Hello???.... He-lo-ooo.... Are you there?.... I'm sorry... I can't hear you.... Do you think you can speak up a bit???... ok... we're not here right now. If you'd like to leave your name and number, we'll get back to you as soon as we can.

Sin of Humanity
03-15-2005, 09:40 PM
I like to use the technologically impared message:

"his thing on? How the hell do you leave a voice recording with this stupid thing? Why won't it work? DAMN IT! I COMMAND YOU TO WORK! AAHHHHHHHHHHHHHHHHHH HHHHHHHHHHHHHH *beep*

adom
03-17-2005, 12:48 AM
We had a power outage awhile back and our phone lost the greeting we had recorded. As a result my family would leave messages like, "Uhhhh...hello? Are you there? That doesn't sound like you. I'll try again." They would try again, get the auto message of the electronic voice saying, "Please leave a message." and do the same thing. This was understandable for about a week, but after a month I still had not recorded a new greeting, figuring everyone was used to the voice by now. They weren't.

My sister finally pushed me over the edge the other day when she called confused three times and couldn't figure out how I called her and then wasn't home. Her husband failed to mention I called from my cellphone! Anyway, my new message is:

"Hello, this is me. If you know me, you should recognize my voice. You called me, so you should know who me is. If you do not know who me is and who me lives with then please stopping we.

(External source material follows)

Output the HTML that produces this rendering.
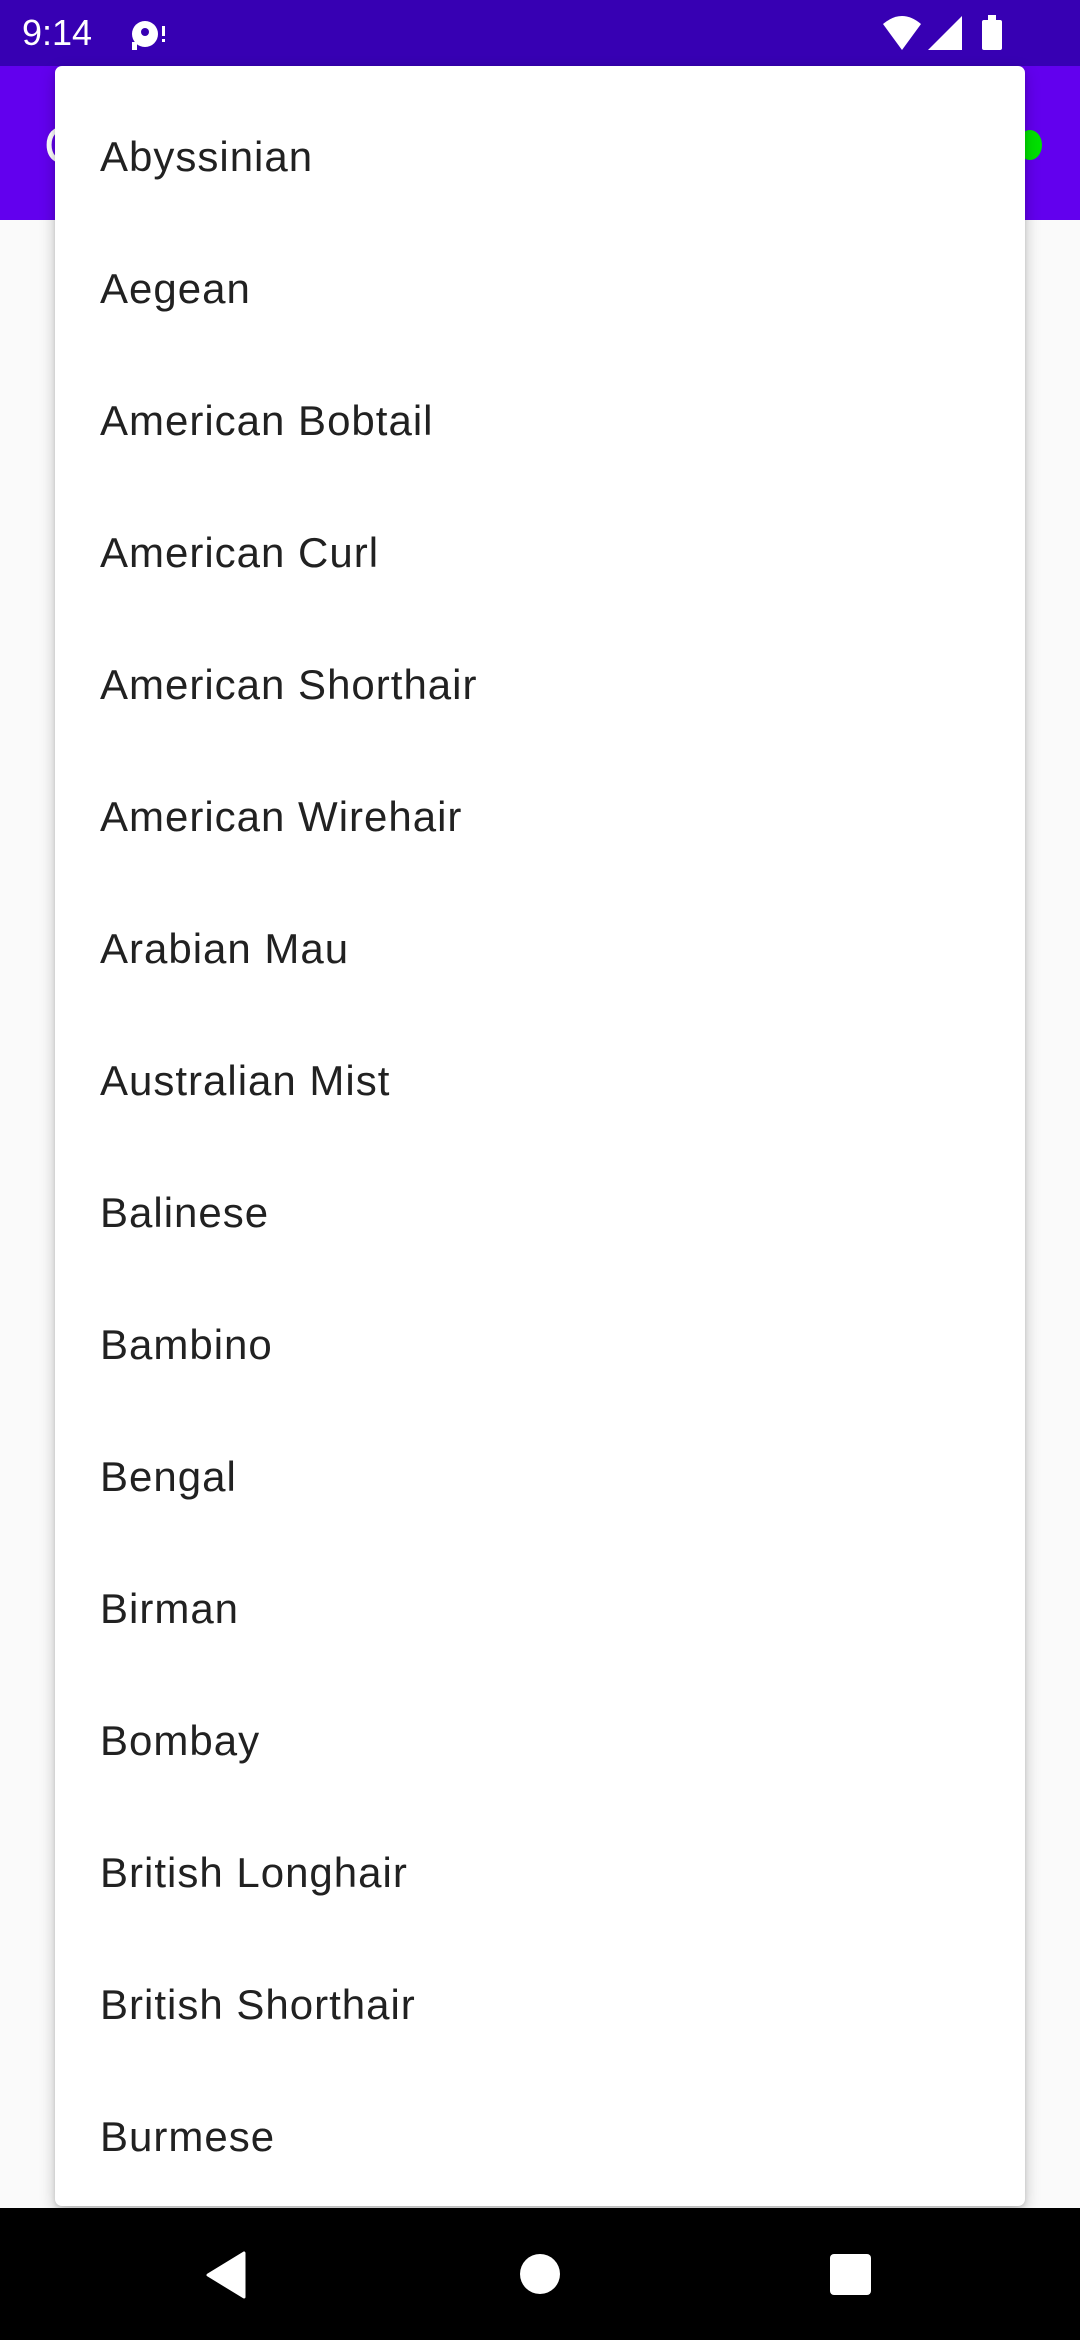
<!DOCTYPE html>
<html><head><meta charset="utf-8"><style>
*{margin:0;padding:0;box-sizing:border-box}
body{width:1080px;height:2340px;position:relative;overflow:hidden;background:#fafafa;font-family:"Liberation Sans",sans-serif}
#sb{position:absolute;left:0;top:0;width:1080px;height:66px;background:#3700b3;color:#fff}
#sb .t{position:absolute;left:22px;top:12px;font-size:36px}
#ab{position:absolute;left:0;top:66px;width:1080px;height:154px;background:#6200ee}
#ab .c{position:absolute;left:44px;top:50px;font-size:52px;color:#fff}
#ab .g{position:absolute;left:1018px;top:64px;width:24px;height:30px;border-radius:50%;background:#00e000}
#card{position:absolute;left:55px;top:66px;width:970px;height:2140px;background:#fff;border-radius:7px;box-shadow:0 6px 16px rgba(0,0,0,.22),0 2px 5px rgba(0,0,0,.12);padding-top:25px}
.it{height:132px;line-height:132px;padding-left:45px;font-size:42px;letter-spacing:1px;color:#212121}
#nb{position:absolute;left:0;top:2208px;width:1080px;height:132px;background:#000}
</style></head><body>
<div id="sb"><span class="t">9:14</span>
<svg style="position:absolute;left:128px;top:16px" width="40" height="36" viewBox="0 0 40 36"><circle cx="17" cy="18" r="13" fill="#fff"/><circle cx="17" cy="16" r="4" fill="#3700b3"/><rect x="4" y="26" width="5" height="8" fill="#fff"/><rect x="34" y="10" width="3" height="10" fill="#fff"/><rect x="34" y="23" width="3" height="3" fill="#fff"/></svg>
<svg style="position:absolute;left:880px;top:14px" width="130" height="40" viewBox="0 0 130 40"><path d="M3 10 Q22 -6 41 10 L22 36 Z" fill="#fff"/><path d="M48 36 L82 2 L82 36 Z" fill="#fff"/><rect x="102" y="6" width="20" height="30" rx="2" fill="#fff"/><rect x="108" y="1" width="8" height="6" fill="#fff"/></svg>
</div>
<div id="ab"><span class="c">C</span><div class="g"></div></div>
<div id="card">
<div class="it">Abyssinian</div>
<div class="it">Aegean</div>
<div class="it">American Bobtail</div>
<div class="it">American Curl</div>
<div class="it">American Shorthair</div>
<div class="it">American Wirehair</div>
<div class="it">Arabian Mau</div>
<div class="it">Australian Mist</div>
<div class="it">Balinese</div>
<div class="it">Bambino</div>
<div class="it">Bengal</div>
<div class="it">Birman</div>
<div class="it">Bombay</div>
<div class="it">British Longhair</div>
<div class="it">British Shorthair</div>
<div class="it">Burmese</div>
</div>
<div id="nb">
<svg style="position:absolute;left:200px;top:42px" width="50" height="50" viewBox="0 0 50 50"><path d="M44 3 L44 47 L8 25 Z" fill="#fff" stroke="#fff" stroke-width="3" stroke-linejoin="round"/></svg>
<div style="position:absolute;left:520px;top:46px;width:40px;height:40px;border-radius:50%;background:#fff"></div>
<div style="position:absolute;left:830px;top:46px;width:41px;height:41px;border-radius:4px;background:#fff"></div>
</div>
</body></html>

If you do know us, leave a message and we'll call you back."

At least now the telemarketers think I'm mentally unstable.

Louve
03-17-2005, 04:52 PM
I found it!!!!
George's Answering Machine: "Believe it or not, George, isn't at home, please leave a mes-saaage at the beep. I must be out or I'd pick up the pho-one. Where could I be? Believe it or not, I'm not hooome."

This is the message from "Seinfeld" I was talking about!!!